Poetry is meant to be read aloud. Or at least imagined so in the mind. Tell your reader how and where to pause.

  • A comma.
  • A final punctuating mark (period, exclamation mark, question mark).
  • A line break.
  • A stanza break.

These are the primary methods by which a poet indicates a pause, in order of length.

The line you quote comes from Michael Drayton's poem Poly-Olbion, "a topographical poem describing England and Wales," first published in 1612. He wrote it in alexandrine couplets, which explains the odd punctuation mark in the middle that serves as a pause.

Whereas the French alexandrine is syllabic, the English is accentual-syllabic; and the central caesura (a defining feature of the French) is not always rigidly preserved in English...The strict English alexandrine may be exemplified by a passage from Poly-Olbion, which features a rare caesural enjambment (symbolized ¦) in the first line:

Ye sacred Bards, that to ¦ your harps' melodious strings

When others quote this stanza, they inevitably leave out the comma-like ¦. Why? Because that strict rhythm of alexandrine isn't necessary anywhere else. Like you say, it breaks the natural flow of the verse.

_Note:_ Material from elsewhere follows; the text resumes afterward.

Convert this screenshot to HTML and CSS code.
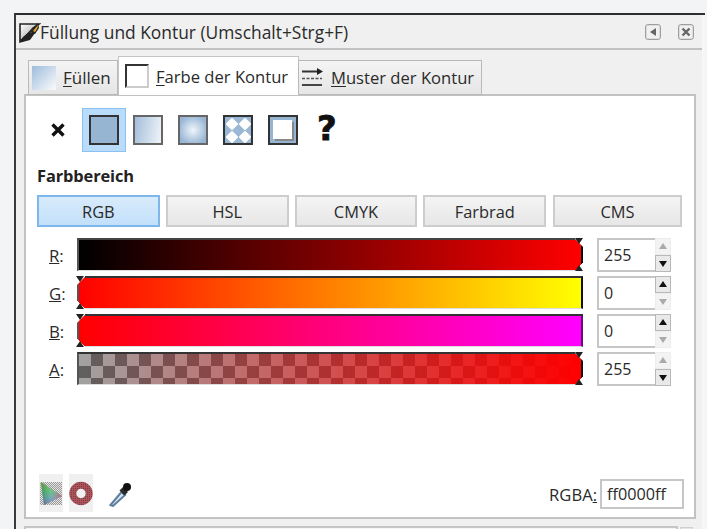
FILE: index.html
```html
<!DOCTYPE html>
<html lang="de">
<head>
<meta charset="utf-8">
<title>Füllung und Kontur</title>
<link rel="stylesheet" href="styles.css">
</head>
<body>
<div class="dialog">
  <header class="titlebar">
    <svg class="title-icon" width="24" height="24" viewBox="0 0 24 24">
      <defs><linearGradient id="tg" x1="0" y1="0" x2="1" y2="1"><stop offset="0" stop-color="#fff"/><stop offset="1" stop-color="#999"/></linearGradient></defs>
      <path d="M3 4H22L16 8L9 16L3 21Z" fill="url(#tg)" stroke="#222" stroke-width="1.6"/>
      <path d="M2 23L13 20L18 13L12 12L6 17Z" fill="#222"/>
      <path d="M13 12L21 3L22 8L18 14Z" fill="#222"/>
      <path d="M16 11L21 5L20.5 8L18 12Z" fill="#e8a92c"/>
    </svg>
    <span class="title-text">Füllung und Kontur (Umschalt+Strg+F)</span>
    <span class="title-btn">
      <svg width="16" height="16" viewBox="0 0 16 16"><rect x=".7" y=".7" width="14.6" height="14.6" rx="2" fill="#f0f0f0" stroke="#8a8a8a"/><path d="M11 4V12L5 8Z" fill="#666"/></svg>
    </span>
    <span class="title-btn">
      <svg width="16" height="16" viewBox="0 0 16 16"><rect x=".7" y=".7" width="14.6" height="14.6" rx="2" fill="#f0f0f0" stroke="#8a8a8a"/><path d="M4.5 4.5L11.5 11.5M11.5 4.5L4.5 11.5" stroke="#666" stroke-width="2.4"/></svg>
    </span>
  </header>

  <div class="tabs-area">
    <div class="tabs">
      <div class="tab tab-fill"><span class="swatch swatch-fill"></span><span class="tab-label"><u>F</u>üllen</span></div>
      <div class="tab tab-active"><span class="swatch swatch-stroke"></span><span class="tab-label"><u>F</u>arbe der Kontur</span></div>
      <div class="tab tab-pattern">
        <svg class="pattern-icon" width="24" height="22" viewBox="0 0 24 22">
          <path d="M2 4.5H19" stroke="#333" stroke-width="2"/><path d="M17 1L23 4.5L17 8Z" fill="#222"/>
          <path d="M2 11.5H22" stroke="#555" stroke-width="1.6" stroke-dasharray="3 1.5"/>
          <path d="M2 18H22" stroke="#444" stroke-width="2"/>
        </svg>
        <span class="tab-label"><u>M</u>uster der Kontur</span>
      </div>
    </div>

    <div class="panel">
      <div class="paint-row">
        <span class="paint-none">
          <svg width="16" height="16" viewBox="0 0 16 16"><path d="M2.5 2.5L13.5 13.5M13.5 2.5L2.5 13.5" stroke="#111" stroke-width="3.4"/></svg>
        </span>
        <span class="paint-sel"><span class="paint p-flat"></span></span>
        <span class="paint p-linear"></span>
        <span class="paint p-radial"></span>
        <span class="paint p-pattern">
          <svg width="26" height="26" viewBox="0 0 26 26">
            <rect width="26" height="26" fill="#9ab8d6"/>
            <path d="M7 2L12 7L7 12L2 7ZM20 2L25 7L20 12L15 7ZM7 15L12 20L7 25L2 20ZM20 15L25 20L20 25L15 20Z" fill="#fff" stroke="#fff" stroke-width="2" stroke-linejoin="round"/>
          </svg>
        </span>
        <span class="paint p-swatch"><span class="p-swatch-in"></span></span>
        <span class="paint-unknown">?</span>
      </div>

      <div class="section-title">Farbbereich</div>

      <div class="modes">
        <span class="mode mode-on">RGB</span>
        <span class="mode">HSL</span>
        <span class="mode">CMYK</span>
        <span class="mode">Farbrad</span>
        <span class="mode mode-wide">CMS</span>
      </div>

      <div class="sliders">
        <div class="row">
          <span class="label"><u>R</u>:</span>
          <div class="slider s-r"><span class="thumb thumb-right"></span></div>
          <span class="spin-input">255</span>
          <span class="spin"><span class="arrow up off"></span><span class="arrow down on"></span></span>
        </div>
        <div class="row">
          <span class="label"><u>G</u>:</span>
          <div class="slider s-g"><span class="thumb thumb-left"></span></div>
          <span class="spin-input">0</span>
          <span class="spin"><span class="arrow up on"></span><span class="arrow down off"></span></span>
        </div>
        <div class="row">
          <span class="label"><u>B</u>:</span>
          <div class="slider s-b"><span class="thumb thumb-left"></span></div>
          <span class="spin-input">0</span>
          <span class="spin"><span class="arrow up on"></span><span class="arrow down off"></span></span>
        </div>
        <div class="row">
          <span class="label"><u>A</u>:</span>
          <div class="slider s-a"><span class="thumb thumb-right"></span></div>
          <span class="spin-input">255</span>
          <span class="spin"><span class="arrow up off"></span><span class="arrow down on"></span></span>
        </div>
      </div>

      <div class="bottom">
        <span class="tool">
          <svg width="24" height="38" viewBox="0 0 24 38">
            <defs>
              <pattern id="ck" width="2" height="2" patternUnits="userSpaceOnUse"><rect width="2" height="2" fill="#e4e4e4"/><rect width="1" height="1" fill="#999"/><rect x="1" y="1" width="1" height="1" fill="#999"/></pattern>
              <linearGradient id="gm" x1="0" y1="0" x2="0" y2="1"><stop offset="0" stop-color="#8f9a48"/><stop offset=".4" stop-color="#40b070"/><stop offset=".75" stop-color="#5a80c8"/><stop offset="1" stop-color="#7a48b0"/></linearGradient>
              <linearGradient id="gx" x1="0" y1="0" x2="1" y2="0"><stop offset="0" stop-color="#308030" stop-opacity=".5"/><stop offset=".45" stop-color="#a0e0b0" stop-opacity=".4"/><stop offset="1" stop-color="#e05070" stop-opacity=".8"/></linearGradient>
            </defs>
            <rect x="1" y="8" width="22" height="23" fill="url(#ck)"/>
            <path d="M2 8L23 22L5 31Z" fill="url(#gm)"/>
            <path d="M2 8L23 22L5 31Z" fill="url(#gx)"/>
          </svg>
        </span>
        <span class="tool">
          <svg width="24" height="38" viewBox="0 0 24 38">
            <defs><pattern id="rd" width="2" height="2" patternUnits="userSpaceOnUse"><rect width="2" height="2" fill="#b0525a"/><rect width="1" height="1" fill="#6e4046"/></pattern></defs>
            <circle cx="12" cy="19.5" r="8.2" fill="none" stroke="url(#rd)" stroke-width="7"/>
          </svg>
        </span>
        <svg class="dropper" width="24" height="26" viewBox="0 0 24 26">
          <path d="M2.5 24L13.5 11L17 14L5 25Z" fill="#dbe6f0" stroke="#5f7f9f" stroke-width="2"/>
          <path d="M11.5 9.5L15 6L20 11L16.5 14.5Z" fill="#2a2a2a"/>
          <circle cx="19" cy="6" r="4" fill="#111"/>
        </svg>
        <span class="grow"></span>
        <span class="rgba-label">RGBA<u>:</u></span>
        <span class="rgba-input">ff0000ff</span>
      </div>
    </div>
  </div>
  <div class="next-row">
    <div class="next-panel"></div>
    <div class="next-box"></div>
  </div>
</div>
</body>
</html>
```

FILE: styles.css
```css
* { box-sizing: border-box; }
html, body { margin: 0; height: 100%; }
body {
  width: 707px;
  height: 529px;
  overflow: hidden;
  background: #f3f4f6;
  padding: 13px 2px 0 14px;
  font-family: "Open Sans", "Noto Sans", sans-serif;
  font-size: 16.8px;
  color: #2a2a2a;
}
.dialog {
  height: 516px;
  overflow: hidden;
  background: linear-gradient(#f0f0f0, #f0f0f0) 0 0 / calc(100% - 3px) 100% no-repeat, #f7f7f7;
  border-top: 2px solid #2e2e2e;
  border-left: 2px solid #3a3a3a;
  padding-right: 3px;
  display: flex;
  flex-direction: column;
}
.titlebar {
  height: 35px;
  flex: none;
  display: flex;
  align-items: center;
  padding: 0 8px 0 1px;
  border-bottom: 2px solid #c2c2c2;
}
.title-icon { flex: none; margin-right: -1px; }
.title-text { flex: 1; font-size: 17.4px; white-space: nowrap; }
.title-btn { width: 16px; height: 16px; margin-left: 17px; display: block; }
.title-btn svg { display: block; }

.tabs-area { padding: 7px 6px 0 8px; flex: none; }
.tabs { display: flex; align-items: flex-end; padding-left: 4px; height: 38px; position: relative; z-index: 1; margin-bottom: -1px; }
.tab {
  height: 35px;
  border: 1px solid #b9b9b9;
  background: linear-gradient(#f4f4f4, #e6e6e6);
  display: flex;
  align-items: center;
  white-space: nowrap;
}
.tab u { text-underline-offset: 2px; }
.tab-fill { width: 90px; padding-left: 3px; }
.tab-active { width: 181px; height: 39px; background: #fff; border-color: #c4c4c4; border-bottom: 0; padding-left: 6px; }
.tab-pattern { width: 184px; padding-left: 1px; margin-left: -1px; }
.swatch { width: 24px; height: 24px; flex: none; display: block; }
.swatch-fill { background: linear-gradient(135deg, #9dbbdb, #f2f6fa 90%); margin-right: 7px; }
.swatch-stroke { border: 2px solid; border-color: #333 #ccc #ccc #333; margin-right: 7px; background: #fff; }
.pattern-icon { flex: none; margin-right: 7px; display: block; }
.tab-label { display: block; font-size: 16.6px; }
.tab-fill .tab-label { font-size: 17px; }

.panel {
  height: 425px;
  background: #fff;
  border: 2px solid #c2c2c2;
  padding: 0 12px 0 11px;
  display: flex;
  flex-direction: column;
}
.paint-row { display: flex; align-items: center; height: 46px; margin-top: 11px; padding-left: 12px; flex: none; }
.paint-none { width: 33px; display: block; height: 16px; padding-left: 1px; }
.paint-none svg { display: block; }
.paint-sel {
  width: 44px; height: 44px;
  background: #b9dcfb;
  border: 1px solid #8cc0f0;
  display: flex; align-items: center; justify-content: center;
  margin-right: 7px;
}
.paint { width: 30px; height: 30px; display: block; border: 2px solid #333; flex: none; margin-right: 15px; overflow: hidden; }
.paint svg { display: block; }
.paint-sel .paint { margin: 0; }
.p-flat { background: #96b5d3; }
.p-linear { background: linear-gradient(100deg, #a3bedb, #f0f4f9); border-color: #666; }
.p-radial { background: radial-gradient(circle, #f0f5fa, #98b6d5 80%); border-color: #666; }
.p-swatch { background: #96b5d3; padding: 3px 4px 4px 3px; }
.p-swatch-in { display: block; width: 100%; height: 100%; background: #fff; box-shadow: 2px 2px 0 #888; }
.paint-unknown {
  font-family: "DejaVu Sans", sans-serif; font-weight: 700; font-size: 34px; line-height: 34px;
  color: #111; -webkit-text-stroke: .8px #111;
  margin-left: 4px; display: block; height: 34px; margin-top: -4px;
}

.section-title { font-weight: 700; font-size: 16.4px; margin-top: 11px; line-height: 24px; height: 24px; flex: none; color: #222; letter-spacing: -.1px; }
.modes { display: flex; gap: 6px; margin-top: 7px; flex: none; }
.mode {
  width: 123px; height: 32px;
  border: 2px solid #cdcdcd;
  background: linear-gradient(#f4f4f4, #e7e7e7);
  display: flex; align-items: center; justify-content: center;
  font-size: 16.4px;
}
.mode-on { background: linear-gradient(#d9ebfb, #c2e0fa); border-color: #7db7ec; }
.mode-wide { width: 129px; margin-left: 1px; }

.sliders { margin-top: 11px; display: flex; flex-direction: column; gap: 5px; flex: none; }
.row { display: flex; align-items: flex-start; height: 33px; }
.label { width: 40px; padding-left: 12px; font-size: 16.8px; line-height: 35px; flex: none; }
.slider {
  width: 506px; height: 33px; flex: none; position: relative;
  border-top: 2px solid #333;
  border-left: 2px solid #555;
  border-bottom: 1px solid #ddd;
  border-right: 2px solid #111;
}
.s-r { background: linear-gradient(90deg, #000, #f00); border-top-color: #444; border-right-color: #000; }
.s-g { background: linear-gradient(90deg, #f00, #ff0); }
.s-b { background: linear-gradient(90deg, #f00, #f0f); border-right-color: #601070; }
.s-a {
  background:
    linear-gradient(90deg, rgba(255,0,0,0), #f00),
    repeating-conic-gradient(#606060 0 25%, #a2a2a2 0 50%) 0 0 / 24px 24px;
}
.thumb { position: absolute; top: -2px; bottom: -1px; width: 9px; display: block; }
.thumb::before, .thumb::after {
  content: ""; position: absolute; width: 0; height: 0;
  border-left: 4px solid transparent; border-right: 4px solid transparent;
}
.thumb::before { top: 0; border-top: 6px solid #222; }
.thumb::after { bottom: 0; border-bottom: 6px solid #222; }
.thumb-right { right: -3px; background:
  linear-gradient(225deg, #fff 0 38%, transparent 40%) 0 0 / 100% 50% no-repeat,
  linear-gradient(315deg, #fff 0 38%, transparent 40%) 0 100% / 100% 50% no-repeat; }
.thumb-left { left: -3px; background:
  linear-gradient(135deg, #fff 0 38%, transparent 40%) 0 0 / 100% 50% no-repeat,
  linear-gradient(45deg, #fff 0 38%, transparent 40%) 0 100% / 100% 50% no-repeat; }

.spin-input {
  width: 58px; height: 34px; flex: none; margin-left: 14px;
  border: 2px solid #c6c6c6; border-right: 0;
  padding-left: 5px; line-height: 30px; font-size: 16px;
  background: #fff;
}
.spin { width: 16px; height: 34px; flex: none; display: flex; flex-direction: column; }
.arrow { height: 17px; display: block; position: relative; border: 1px solid #ededed; background: #f3f3f3; }
.arrow.on { border: 1px solid #b8b8b8; background: #e9e9e9; }
.arrow::after { content: ""; position: absolute; left: 3px; border-left: 4px solid transparent; border-right: 4px solid transparent; }
.up::after { top: 4px; border-bottom: 6px solid #111; }
.down::after { top: 5px; border-top: 6px solid #111; }
.up.off::after { border-bottom-color: #aaa; }
.down.off::after { border-top-color: #aaa; }

.bottom { margin-top: auto; margin-bottom: 3px; height: 40px; display: flex; align-items: center; flex: none; }
.tool { width: 24px; height: 38px; background: #f0f0f0; display: block; margin-right: 6px; margin-left: 2px; flex: none; margin-top: -2px; }
.tool + .tool { margin-left: 0; }
.tool svg { display: block; }
.dropper { margin-left: 9px; flex: none; }
.grow { flex: 1; }
.rgba-label { font-size: 16.6px; margin-right: 3px; }
.rgba-input { width: 84px; height: 30px; border: 2px solid #c6c6c6; padding-left: 5px; line-height: 26px; font-size: 16.2px; background: #fff; margin-right: -2px; }

.next-row { display: flex; gap: 2px; margin: 7px 9px 0 8px; flex: none; }
.next-panel { height: 30px; flex: 1; border: 2px solid #c6c6c6; background: #f5f5f5; }
.next-box { width: 13px; height: 30px; margin-top: 1px; background: #e4e4e4; border: 1px solid #d0d0d0; }
```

For Drayton, the rule wasn't that he couldn't put the caesura where he wanted to, but that he felt himself forced to add in a caesura where it otherwise wouldn't belong. And in a particularly awkward way to boot.

So pause where you want the reader to breathe.

If you choose a strict style and wish to adhere to it exactly, that's your choice, just know that sometimes it makes the reader do things you might not want.